The fact that the previous paragraph doesn’t sound like a big deal should make the reality of intelligence explosion self-evident.

Intelligence is a property of a system, and in this case the system is partially made of humans and partially made of machines. This is a societal intelligence explosion, not a purely artificial one.

The obvious counterargument

If humans are in the loop, then the rate of improvement is bounded by human cognitive and work-time bandwidth. This is true… for now. The bottleneck is real and I’ll discuss its implications in a future post. But even a human-bounded explosion is still an explosion in historical terms: the feedback cycle between human researchers and AI systems is compressing what would have been decades of progress into years. The growth rate doesn’t need to be infinite to be profoundly disruptive; it only needs to outpace society’s ability to adapt.

Anthropic says not even their latest huge Mythos model can cut the new models research time in half4. But it’s speeding up for sure.

One more interesting point is how profound is the perceived performance difference between benchmarks and real-world usage. Benchmarks scores improved at an almost linear pace in the last few years, percived usefulness obviously does not. As many keep saying online, a small portion of a noisy exponential curve may perfectly look like a linear trend. I’m quite sure this is the case here, we’ll see if time proves me wrong.

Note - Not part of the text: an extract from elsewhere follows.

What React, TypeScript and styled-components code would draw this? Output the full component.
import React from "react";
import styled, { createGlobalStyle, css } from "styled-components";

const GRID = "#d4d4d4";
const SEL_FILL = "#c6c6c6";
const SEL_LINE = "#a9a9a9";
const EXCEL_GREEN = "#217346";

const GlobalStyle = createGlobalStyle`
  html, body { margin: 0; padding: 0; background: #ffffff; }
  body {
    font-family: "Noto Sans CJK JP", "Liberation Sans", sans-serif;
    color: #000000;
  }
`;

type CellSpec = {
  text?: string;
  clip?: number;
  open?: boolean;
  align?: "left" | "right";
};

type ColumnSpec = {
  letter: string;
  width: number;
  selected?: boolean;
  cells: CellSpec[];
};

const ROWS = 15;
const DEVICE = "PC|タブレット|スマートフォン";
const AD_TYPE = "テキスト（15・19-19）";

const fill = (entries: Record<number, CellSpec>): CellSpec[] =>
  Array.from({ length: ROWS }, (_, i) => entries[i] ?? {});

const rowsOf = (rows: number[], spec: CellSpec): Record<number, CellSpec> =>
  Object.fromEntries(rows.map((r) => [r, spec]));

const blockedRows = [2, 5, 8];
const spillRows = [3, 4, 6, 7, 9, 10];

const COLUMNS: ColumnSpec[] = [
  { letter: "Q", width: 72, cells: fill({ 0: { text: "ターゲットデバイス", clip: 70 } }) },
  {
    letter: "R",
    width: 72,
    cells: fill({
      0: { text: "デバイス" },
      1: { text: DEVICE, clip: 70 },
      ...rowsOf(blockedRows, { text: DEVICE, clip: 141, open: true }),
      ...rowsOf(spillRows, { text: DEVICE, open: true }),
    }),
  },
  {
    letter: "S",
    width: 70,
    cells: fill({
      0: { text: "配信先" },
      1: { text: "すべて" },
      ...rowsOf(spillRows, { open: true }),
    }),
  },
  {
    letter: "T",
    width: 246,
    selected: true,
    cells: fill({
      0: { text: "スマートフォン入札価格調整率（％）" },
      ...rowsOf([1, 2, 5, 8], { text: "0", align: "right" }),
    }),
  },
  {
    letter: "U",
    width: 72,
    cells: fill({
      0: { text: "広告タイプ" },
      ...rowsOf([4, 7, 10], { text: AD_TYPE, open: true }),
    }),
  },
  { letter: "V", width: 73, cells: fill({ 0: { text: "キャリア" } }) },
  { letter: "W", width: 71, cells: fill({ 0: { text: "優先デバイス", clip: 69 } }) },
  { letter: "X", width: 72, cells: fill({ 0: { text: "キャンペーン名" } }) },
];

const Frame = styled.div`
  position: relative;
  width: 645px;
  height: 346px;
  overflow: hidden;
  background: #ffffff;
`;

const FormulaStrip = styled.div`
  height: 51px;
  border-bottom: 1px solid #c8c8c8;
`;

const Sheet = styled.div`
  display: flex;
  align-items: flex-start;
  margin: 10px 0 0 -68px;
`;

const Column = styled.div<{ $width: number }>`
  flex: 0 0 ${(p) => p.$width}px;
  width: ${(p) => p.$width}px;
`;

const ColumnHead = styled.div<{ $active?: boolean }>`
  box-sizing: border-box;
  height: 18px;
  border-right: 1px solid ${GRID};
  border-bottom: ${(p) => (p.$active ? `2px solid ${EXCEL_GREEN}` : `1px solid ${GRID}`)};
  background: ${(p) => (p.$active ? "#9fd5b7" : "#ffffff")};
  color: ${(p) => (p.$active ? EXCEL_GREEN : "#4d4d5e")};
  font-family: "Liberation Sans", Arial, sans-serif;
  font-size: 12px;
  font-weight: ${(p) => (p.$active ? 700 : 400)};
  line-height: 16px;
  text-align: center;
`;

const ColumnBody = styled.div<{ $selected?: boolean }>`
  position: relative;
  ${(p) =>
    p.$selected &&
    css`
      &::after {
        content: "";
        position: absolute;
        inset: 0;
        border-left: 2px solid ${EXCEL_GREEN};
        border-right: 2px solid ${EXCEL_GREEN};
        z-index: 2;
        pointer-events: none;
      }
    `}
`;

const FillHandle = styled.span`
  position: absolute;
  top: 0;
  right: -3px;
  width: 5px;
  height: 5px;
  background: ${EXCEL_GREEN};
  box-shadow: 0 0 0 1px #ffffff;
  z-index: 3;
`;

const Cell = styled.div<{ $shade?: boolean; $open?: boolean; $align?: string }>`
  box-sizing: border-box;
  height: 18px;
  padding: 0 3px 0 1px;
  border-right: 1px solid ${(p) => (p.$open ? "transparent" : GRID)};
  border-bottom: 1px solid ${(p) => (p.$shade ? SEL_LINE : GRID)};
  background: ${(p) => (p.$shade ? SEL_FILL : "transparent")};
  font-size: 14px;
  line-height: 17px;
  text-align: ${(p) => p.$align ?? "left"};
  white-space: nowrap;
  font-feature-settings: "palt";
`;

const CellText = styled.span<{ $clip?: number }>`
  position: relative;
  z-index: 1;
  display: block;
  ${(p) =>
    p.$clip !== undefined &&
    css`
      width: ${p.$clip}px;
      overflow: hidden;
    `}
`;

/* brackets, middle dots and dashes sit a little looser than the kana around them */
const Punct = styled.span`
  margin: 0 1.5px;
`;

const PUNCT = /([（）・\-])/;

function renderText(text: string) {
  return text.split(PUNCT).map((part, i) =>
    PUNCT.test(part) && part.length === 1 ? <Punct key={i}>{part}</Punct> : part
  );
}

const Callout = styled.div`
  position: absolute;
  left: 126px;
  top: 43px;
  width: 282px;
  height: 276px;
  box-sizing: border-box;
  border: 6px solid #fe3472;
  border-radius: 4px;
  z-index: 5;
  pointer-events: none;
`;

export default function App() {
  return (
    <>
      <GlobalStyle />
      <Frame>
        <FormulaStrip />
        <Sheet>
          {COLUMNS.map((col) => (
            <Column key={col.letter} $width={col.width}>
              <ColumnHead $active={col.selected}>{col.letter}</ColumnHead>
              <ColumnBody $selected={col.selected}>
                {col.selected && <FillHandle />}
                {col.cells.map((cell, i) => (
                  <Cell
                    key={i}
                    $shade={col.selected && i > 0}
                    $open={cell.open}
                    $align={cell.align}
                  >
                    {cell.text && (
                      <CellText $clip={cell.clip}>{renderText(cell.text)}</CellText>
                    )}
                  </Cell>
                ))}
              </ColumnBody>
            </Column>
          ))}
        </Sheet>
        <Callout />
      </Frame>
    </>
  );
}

LLM Development Is a Form of Self-Supervised Learning

I couldn’t understand why people keep denying that LLMs exhibit a form of intelligence, and then I realized that these people are building reasoning on an oversimplified picture of the training process.

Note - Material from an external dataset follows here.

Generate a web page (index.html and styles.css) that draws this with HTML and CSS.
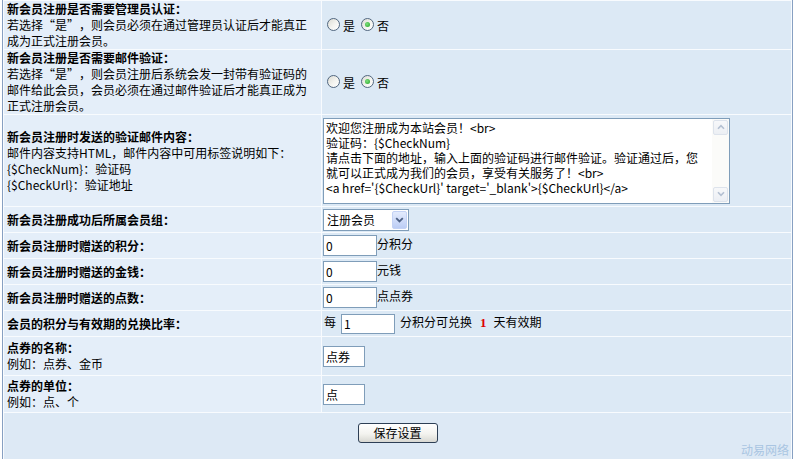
FILE: index.html
```html
<!DOCTYPE html>
<html lang="zh-CN">
<head>
<meta charset="utf-8">
<title>会员注册设置</title>
<link rel="stylesheet" href="styles.css">
</head>
<body>
<table class="cfg">
  <tr class="r-48">
    <td class="lbl"><b>新会员注册是否需要管理员认证：</b><br>若选择<span class="fw open">“</span>是<span class="fw close">”</span>，则会员必须在通过管理员认证后才能真正<br>成为正式注册会员。</td>
    <td class="val">
      <span class="radio"></span><span class="opt">是</span><span class="radio on"></span><span class="opt">否</span>
    </td>
  </tr>
  <tr class="r-64">
    <td class="lbl"><b>新会员注册是否需要邮件验证：</b><br>若选择<span class="fw open">“</span>是<span class="fw close">”</span>，则会员注册后系统会发一封带有验证码的<br>邮件给此会员，会员必须在通过邮件验证后才能真正成为<br>正式注册会员。</td>
    <td class="val">
      <span class="radio"></span><span class="opt">是</span><span class="radio on"></span><span class="opt">否</span>
    </td>
  </tr>
  <tr class="r-91">
    <td class="lbl"><b>新会员注册时发送的验证邮件内容：</b><br>邮件内容支持HTML，邮件内容中可用标签说明如下：<br>{$CheckNum}：验证码<br>{$CheckUrl}：验证地址</td>
    <td class="val">
      <div class="ta">
        <textarea class="ta-text" spellcheck="false">欢迎您注册成为本站会员！&lt;br&gt;
验证码：{$CheckNum}
请点击下面的地址，输入上面的验证码进行邮件验证。验证通过后，您
就可以正式成为我们的会员，享受有关服务了！&lt;br&gt;
&lt;a href='{$CheckUrl}' target='_blank'&gt;{$CheckUrl}&lt;/a&gt;</textarea>
        <div class="sb">
          <span class="sb-btn"><svg width="8" height="6" viewBox="0 0 8 6"><path d="M1 4.8 L4 1.6 L7 4.8" fill="none" stroke="#b4c0d2" stroke-width="1.6"/></svg></span>
          <span class="sb-btn"><svg width="8" height="6" viewBox="0 0 8 6"><path d="M1 1.2 L4 4.4 L7 1.2" fill="none" stroke="#b4c0d2" stroke-width="1.6"/></svg></span>
        </div>
      </div>
    </td>
  </tr>
  <tr class="r-25">
    <td class="lbl"><b>新会员注册成功后所属会员组：</b></td>
    <td class="val">
      <span class="select"><span class="select-text">注册会员</span><span class="select-btn"><svg width="9" height="6" viewBox="0 0 9 6"><path d="M1.2 1.2 L4.5 4.5 L7.8 1.2" fill="none" stroke="#4d6185" stroke-width="1.8"/></svg></span></span>
    </td>
  </tr>
  <tr class="r-25">
    <td class="lbl"><b>新会员注册时赠送的积分：</b></td>
    <td class="val"><input class="field" type="text" value="0">分积分</td>
  </tr>
  <tr class="r-25">
    <td class="lbl"><b>新会员注册时赠送的金钱：</b></td>
    <td class="val"><input class="field" type="text" value="0">元钱</td>
  </tr>
  <tr class="r-25">
    <td class="lbl"><b>新会员注册时赠送的点数：</b></td>
    <td class="val"><input class="field" type="text" value="0">点点券</td>
  </tr>
  <tr class="r-25">
    <td class="lbl"><b>会员的积分与有效期的兑换比率：</b></td>
    <td class="val"><span class="pre">每</span><input class="field gap" type="text" value="1">分积分可兑换<b class="num">1</b>天有效期</td>
  </tr>
  <tr class="r-38">
    <td class="lbl"><b>点券的名称：</b><br>例如：点券、金币</td>
    <td class="val"><input class="field short" type="text" value="点券"></td>
  </tr>
  <tr class="r-36">
    <td class="lbl"><b>点券的单位：</b><br>例如：点、个</td>
    <td class="val"><input class="field short" type="text" value="点"></td>
  </tr>
  <tr>
    <td class="foot" colspan="2">
      <button class="btn" type="button">保存设置</button>
      <div class="brand">动易网络</div>
    </td>
  </tr>
</table>
</body>
</html>
```

FILE: styles.css
```css
body {
  margin: 0;
  background: #fff;
  color: #000;
  font: 12px/16px "Noto Sans CJK SC", "Liberation Sans", sans-serif;
}

/* settings table: 1px light gaps between cells act as row rules */
.cfg {
  width: 791px;
  margin-left: 2px;
  border: 1px solid #87a0c2;
  border-top: 0;
  border-spacing: 1px;
  background: #f8fbfe;
}

.cfg td {
  padding: 0;
  vertical-align: middle;
}

.r-48 td { height: 48px; }
.r-64 td { height: 64px; }
.r-91 td { height: 91px; }
.r-25 td { height: 25px; }
.r-38 td { height: 38px; }
.r-36 td { height: 36px; }

.lbl {
  width: 311px;
  padding: 0 3px !important;
  background: #e4eef9;
  white-space: nowrap;
}

.lbl b {
  font-weight: 700;
}

/* quotation marks set in a full-width cell */
.fw {
  display: inline-block;
  width: 12px;
}

.fw.open {
  text-align: right;
}

.fw.close {
  text-align: left;
}

.val {
  padding: 0 1px !important;
  background: #dce9f5;
  white-space: nowrap;
}

/* radio buttons */
.radio {
  display: inline-block;
  position: relative;
  width: 13px;
  height: 13px;
  box-sizing: border-box;
  border: 1px solid #51677f;
  border-radius: 50%;
  background: linear-gradient(135deg, #dcdcd4 0%, #f4f4f0 55%, #fff 100%);
  vertical-align: middle;
  margin: -2px 3px 0 4px;
}

.radio + .opt + .radio {
  margin-left: 6px;
}

.radio.on::after {
  content: "";
  position: absolute;
  left: 3px;
  top: 3px;
  width: 5px;
  height: 5px;
  border-radius: 50%;
  background: radial-gradient(circle at 40% 40%, #7ee07e, #21a121);
}

.opt {
  vertical-align: middle;
}

/* multi-line mail body with its scrollbar */
.ta {
  display: flex;
  width: 407px;
  height: 86px;
  box-sizing: border-box;
  border: 1px solid #7f9db9;
  background: #fff;
}

.ta-text {
  flex: 1;
  margin: 0;
  border: 0;
  padding: 1px 2px;
  resize: none;
  overflow: hidden;
  outline: none;
  background: #fff;
  color: #000;
  font: 12px/15px "Noto Sans CJK SC", "Liberation Sans", sans-serif;
}

.sb {
  width: 17px;
  display: flex;
  flex-direction: column;
  justify-content: space-between;
  align-items: center;
  padding: 1px 0;
  background: #fbfbf9;
}

.sb-btn {
  width: 15px;
  height: 15px;
  box-sizing: border-box;
  border: 1px solid #dde3ec;
  border-radius: 2px;
  background: linear-gradient(#f7f8fa, #eceff4);
  display: flex;
  align-items: center;
  justify-content: center;
}

/* drop-down */
.select {
  display: inline-flex;
  width: 86px;
  height: 22px;
  box-sizing: border-box;
  border: 1px solid #7f9db9;
  background: #fff;
  vertical-align: middle;
}

.select-text {
  flex: 1;
  padding-left: 3px;
  line-height: 20px;
}

.select-btn {
  width: 15px;
  margin: 1px;
  box-sizing: border-box;
  border: 1px solid #c3d2f5;
  border-radius: 2px;
  background: linear-gradient(#e3ebfd, #bccdf5);
  display: flex;
  align-items: center;
  justify-content: center;
}

/* text inputs */
.field {
  width: 54px;
  height: 21px;
  box-sizing: border-box;
  margin: 0;
  padding: 0 2px;
  border: 1px solid #7f9db9;
  background: #fff;
  color: #000;
  font: 12px/19px "Noto Sans CJK SC", "Liberation Sans", sans-serif;
  vertical-align: middle;
  outline: none;
}

.field.short {
  width: 42px;
}

.field.gap {
  margin: 0 5px 0 5px;
  height: 20px;
}

.pre {
  margin-left: 1px;
}

.num {
  color: #d00;
  font: 700 13px "Liberation Serif", serif;
  margin: 0 7px 0 8px;
}

/* footer row */
.foot {
  height: 43px;
  padding: 10px 0 0 0 !important;
  vertical-align: top !important;
  background: #dde9f5;
  text-align: center;
}

.btn {
  display: block;
  margin: 0 auto;
  width: 80px;
  height: 20px;
  padding: 0;
  border: 1px solid #2d3f55;
  border-radius: 3px;
  background: linear-gradient(#ffffff 0%, #f3f3ef 55%, #d8d8d2 100%);
  color: #000;
  font: 12px/18px "Noto Sans CJK SC", "Liberation Sans", sans-serif;
}

.brand {
  text-align: right;
  padding-right: 2px;
  line-height: 13px;
  color: #a9c5e2;
}
```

I’d like these people to understand this:

LLMs are NOT trained to predict the next token. That’s just a pretext task.

Next-token prediction is a form of self-supervised learning. You cannot teach a model to “reason” directly, because you don’t have a formal specification of what reasoning is. So instead you train it to predict text. If the model becomes truly excellent at this task, it must learn to capture logical structure, causal relationships, and inferential patterns — otherwise it cannot correctly predict the next token across the full distribution of human-generated text, no matter how much data you provide.5

But next-token prediction is not the final product. On some tasks, text-only models are naive or outright confabulate. So you incorporate additional modalities, run reinforcement learning passes (RLHF, RLAIF, RLVR, and many variants you may look up) to improve task-solving ability, perform adversarial training, and iterate. The result is a model with more coherent output and stronger reasoning capabilities. You use it for data augmentation and filtering, and the cycle begins again.

The whole process is not training for text generation. Text generation is the substrate; the emergent capability, imperfect, partial, but undeniably present is a form of general reasoning.

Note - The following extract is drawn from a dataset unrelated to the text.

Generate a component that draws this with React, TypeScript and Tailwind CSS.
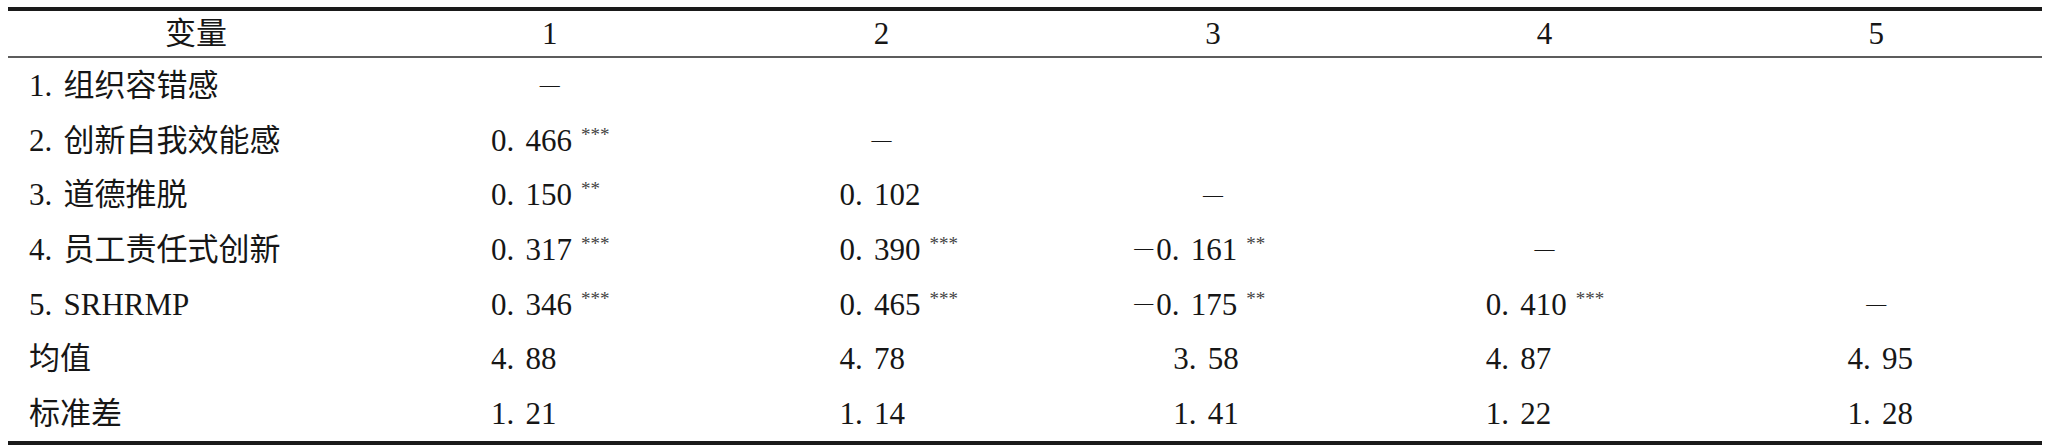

Note that self-reinforcement learning works great in many cases and we know it. That’s basically how Meta, Google and others, for almost all practical applications, solved computer vision. It’s not magic, it’s math. If a training target requires an authentic understainding or reasoning of some sort, deep neural networks will learn to perform it.

On the other hand, it astonishes me that LLMs are capable of any kind of reasoning at all. Intelligence is an emergent property that can arise in unexpected ways from diverse physical substrates, this should be a source of profound philosophical debate. For sure the usefulness of these systems far exceeds what one could predict from a bare description of their architecture.

Footnotes

  1. I.J. Good, Speculations Concerning the First Ultraintelligent Machine

  2. David Wechsler, “The Measurement of Adult Intelligence” (Williams & Wilkins, 1944)

  3. Robert J. Sternberg and Douglas K. Detterman, eds., What Is Intelligence? Contemporary Viewpoints on Its Nature and Definition (Ablex Publishing, 1986).

  4. Anthopic, System Card: Claude Mythos Preview

  5. For a rigorous treatment of why prediction loss implies latent structure learning, see Marcus Hutter, Universal Artificial Intelligence (Springer, 2005). For empirical evidence of emergent reasoning in LLMs, see Jason Wei et al., “Emergent Abilities of Large Language Models,” Transactions on Machine Learning Research (2022).